§ SHORT PROBLEM
Give the number of lines that contain the string "components", please, and nothing else.

§ DATA BLOCK

>> begin

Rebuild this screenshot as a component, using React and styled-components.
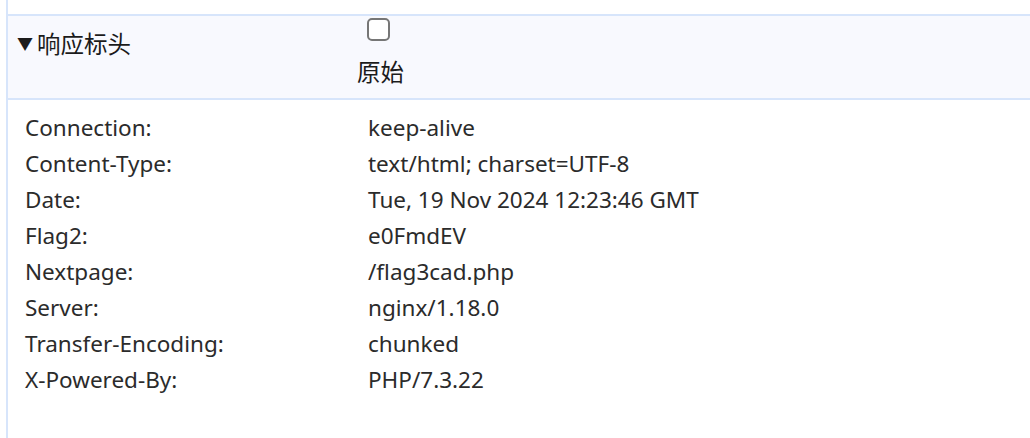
import React, { useState } from 'react';
import styled, { createGlobalStyle } from 'styled-components';

const GlobalStyle = createGlobalStyle`
  html, body {
    margin: 0;
    padding: 0;
    background: #ffffff;
  }
  body {
    font-family: 'Noto Sans', 'Noto Sans CJK SC', sans-serif;
    color: #222;
  }
`;

const Panel = styled.section`
  margin-left: 6px;
  border-left: 2px solid #d7e5fb;
  min-height: 438px;
  box-sizing: border-box;
  padding-top: 14px;
`;

const Header = styled.div`
  display: flex;
  align-items: flex-start;
  height: 82px;
  background: #f8f9fe;
  border-top: 2px solid #d7e5fb;
  border-bottom: 2px solid #d7e5fb;
`;

const Title = styled.div`
  width: 340px;
  padding: 12px 0 0 9px;
  font-size: 23.5px;
  line-height: 30px;
  color: #1b1b1b;
  font-family: 'Noto Sans CJK SC', sans-serif;
`;

const Arrow = styled.span`
  font-size: 16px;
  margin-right: 4px;
  vertical-align: 3px;
`;

const RawToggle = styled.label`
  display: flex;
  flex-direction: column;
  align-items: center;
  gap: 15px;
  padding-top: 2px;
  font-size: 23.5px;
  line-height: 30px;
  color: #1b1b1b;
  cursor: pointer;
  font-family: 'Noto Sans CJK SC', sans-serif;
`;

const Box = styled.span`
  width: 19px;
  height: 19px;
  border: 2px solid #767676;
  border-radius: 5px;
  background: ${p => (p.checked ? '#0060df' : '#fff')};
  box-sizing: content-box;
  margin-left: -5px;
`;

const HiddenInput = styled.input`
  display: none;
`;

const Rows = styled.div`
  padding: 9px 0 0 17px;
`;

const Row = styled.div`
  display: grid;
  grid-template-columns: 343px 1fr;
  height: 36px;
  align-items: center;
  font-size: 22.5px;
  color: #2b2b2b;
`;

const headers = [
  ['Connection:', 'keep-alive'],
  ['Content-Type:', 'text/html; charset=UTF-8'],
  ['Date:', 'Tue, 19 Nov 2024 12:23:46 GMT'],
  ['Flag2:', 'e0FmdEV'],
  ['Nextpage:', '/flag3cad.php'],
  ['Server:', 'nginx/1.18.0'],
  ['Transfer-Encoding:', 'chunked'],
  ['X-Powered-By:', 'PHP/7.3.22'],
];

export default function App() {
  const [raw, setRaw] = useState(false);
  return (
    <>
      <GlobalStyle />
      <Panel>
        <Header>
          <Title>
            <Arrow>▼</Arrow>响应标头
          </Title>
          <RawToggle>
            <HiddenInput type="checkbox" checked={raw} onChange={e => setRaw(e.target.checked)} />
            <Box checked={raw} />
            原始
          </RawToggle>
        </Header>
        <Rows>
          {headers.map(([name, value]) => (
            <Row key={name}>
              <span>{name}</span>
              <span>{value}</span>
            </Row>
          ))}
        </Rows>
      </Panel>
    </>
  );
}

>> end

§ TASK RESPONSE
2